Author SWAG!!!!

AUTHOR SWAG - SERIOUS BUSINESS

Everyone needs swag. Authors who attend conventions need LOTS of swag. So what do I take to comicons all around the country? Check it out:

CincyCon 2016

The general set-up looks like this. Market research shows people don't look down, they look across (hence the good cereal is on a top shelf while the generics are down below) so I use a book rack to get my image up to eye level. Also, use a tablecloth! It costs like $6 (Wal-Mart) and looks waaay better than the booth to my right and left. Those dangling white posters are price lists. The image poster is info on my pre-order, which is also seen on the left side. Why have stuff down there? Where I'm standing to take the picture there are a bunch of tables for people to game. Those hanging posters market constantly to people seated at the tables, right at eye level. 

Bookmarks!

 

My first bookmark. These are good, but not great. The font isn't wonderful. The biggest issue is my lack of website. I didn't have this website at the time, so I had no url to post on my bookmark. I originally ordered 1000 of these for about $50 (UPrinting) and gave them all out in less than a year.
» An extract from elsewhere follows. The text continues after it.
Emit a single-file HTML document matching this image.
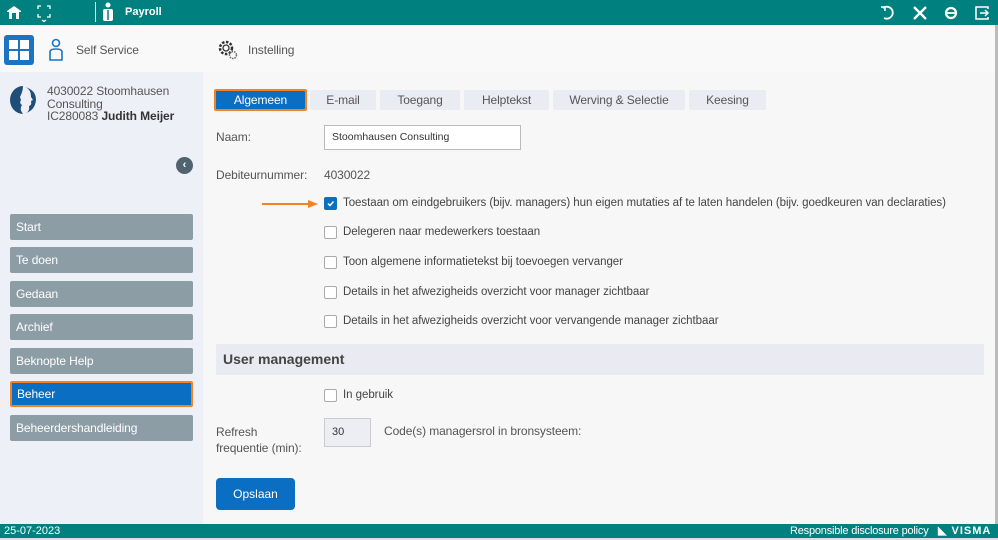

My second bookmark. This one (obviously) promotes my horror novel For We Are Many. Again, it came out before I had this website, so I have no url on it. That's a mistake. Also, it doesn't even say Amazon.com or any other retailer. Oh well. The art is great an the bookmark is striking - it works well enough. I ordered 2000 (about $70) of these bookmarks and have handed about roughly 60% of them in 2 years.

These are the best bookmarks I have. They promo the entire Goblin Wars series and mention Amazon, B&N, and this website. These are the real deal. Striking art, good font (especially color), and all the right info. I ordered 5000 of these for about $100 and have given out maybe 200 in the past 3 weeks since I received them. I plan on giving out all 5000 in 2 years or less. 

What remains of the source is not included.